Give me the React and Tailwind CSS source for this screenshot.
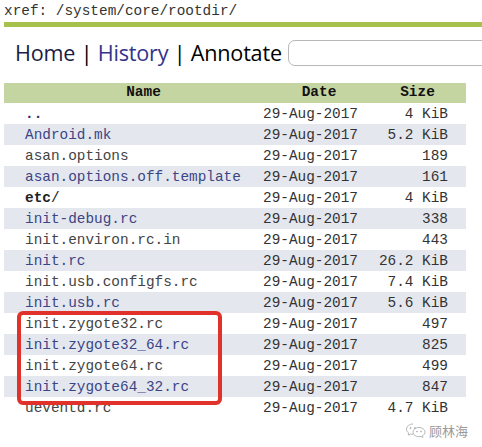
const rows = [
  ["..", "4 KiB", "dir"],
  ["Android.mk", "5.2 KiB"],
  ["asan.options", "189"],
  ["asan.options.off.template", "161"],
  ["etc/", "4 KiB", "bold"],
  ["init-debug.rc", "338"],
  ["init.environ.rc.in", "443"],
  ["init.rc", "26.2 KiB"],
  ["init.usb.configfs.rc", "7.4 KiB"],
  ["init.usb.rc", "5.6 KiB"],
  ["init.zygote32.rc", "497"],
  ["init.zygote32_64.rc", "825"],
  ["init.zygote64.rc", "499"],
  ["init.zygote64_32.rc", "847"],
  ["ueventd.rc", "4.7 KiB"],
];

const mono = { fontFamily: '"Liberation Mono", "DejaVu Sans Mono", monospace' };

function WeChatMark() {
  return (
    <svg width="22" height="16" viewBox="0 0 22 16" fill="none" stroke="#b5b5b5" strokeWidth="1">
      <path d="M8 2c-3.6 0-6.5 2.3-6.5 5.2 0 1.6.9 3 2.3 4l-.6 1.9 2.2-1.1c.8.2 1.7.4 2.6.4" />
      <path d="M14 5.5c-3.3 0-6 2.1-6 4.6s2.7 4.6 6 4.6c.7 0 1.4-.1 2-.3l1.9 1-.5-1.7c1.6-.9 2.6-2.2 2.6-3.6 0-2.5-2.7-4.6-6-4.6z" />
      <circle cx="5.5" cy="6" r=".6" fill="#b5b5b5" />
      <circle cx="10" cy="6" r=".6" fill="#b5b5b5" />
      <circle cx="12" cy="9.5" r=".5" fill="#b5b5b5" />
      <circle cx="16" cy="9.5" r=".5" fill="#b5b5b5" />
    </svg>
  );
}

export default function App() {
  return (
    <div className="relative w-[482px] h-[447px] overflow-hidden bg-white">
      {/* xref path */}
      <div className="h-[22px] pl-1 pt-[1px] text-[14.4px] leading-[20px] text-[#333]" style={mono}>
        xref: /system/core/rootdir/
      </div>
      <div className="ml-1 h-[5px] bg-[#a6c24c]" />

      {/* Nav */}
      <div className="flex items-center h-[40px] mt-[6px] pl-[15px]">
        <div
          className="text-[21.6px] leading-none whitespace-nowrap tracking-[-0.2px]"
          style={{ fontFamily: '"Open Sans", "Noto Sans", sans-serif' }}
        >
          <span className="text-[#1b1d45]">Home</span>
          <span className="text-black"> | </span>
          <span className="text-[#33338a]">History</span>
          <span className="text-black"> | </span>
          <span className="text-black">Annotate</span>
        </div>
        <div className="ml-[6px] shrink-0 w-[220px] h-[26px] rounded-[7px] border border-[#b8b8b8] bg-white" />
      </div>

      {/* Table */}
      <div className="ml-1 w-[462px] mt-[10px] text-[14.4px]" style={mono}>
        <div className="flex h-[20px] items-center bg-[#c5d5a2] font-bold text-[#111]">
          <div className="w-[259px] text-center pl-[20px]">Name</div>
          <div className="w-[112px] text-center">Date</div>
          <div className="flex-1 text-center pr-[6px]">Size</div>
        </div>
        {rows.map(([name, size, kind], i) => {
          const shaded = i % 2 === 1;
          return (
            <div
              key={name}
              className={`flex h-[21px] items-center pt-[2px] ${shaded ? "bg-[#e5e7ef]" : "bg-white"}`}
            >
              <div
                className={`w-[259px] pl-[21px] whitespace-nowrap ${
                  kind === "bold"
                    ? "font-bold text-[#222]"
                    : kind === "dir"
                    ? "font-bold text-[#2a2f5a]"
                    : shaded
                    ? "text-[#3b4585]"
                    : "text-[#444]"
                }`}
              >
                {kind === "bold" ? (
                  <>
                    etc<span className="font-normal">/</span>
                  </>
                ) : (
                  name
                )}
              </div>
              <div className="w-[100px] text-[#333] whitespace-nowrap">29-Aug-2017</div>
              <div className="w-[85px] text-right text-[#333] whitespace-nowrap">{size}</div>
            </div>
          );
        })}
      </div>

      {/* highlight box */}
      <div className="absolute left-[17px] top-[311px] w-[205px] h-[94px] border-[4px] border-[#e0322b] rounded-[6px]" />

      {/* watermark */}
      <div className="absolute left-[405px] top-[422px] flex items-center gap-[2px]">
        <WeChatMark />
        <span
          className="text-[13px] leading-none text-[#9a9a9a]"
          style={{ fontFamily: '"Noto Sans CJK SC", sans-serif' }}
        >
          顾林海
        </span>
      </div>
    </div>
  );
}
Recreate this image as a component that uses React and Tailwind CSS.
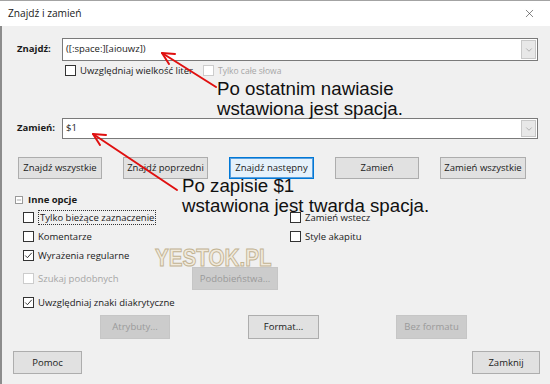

### What is expected
Look through the data and show every line containing "React".

### Result
Give me the React and Tailwind CSS source for this screenshot.
Recreate this image as a component that uses React and Tailwind CSS.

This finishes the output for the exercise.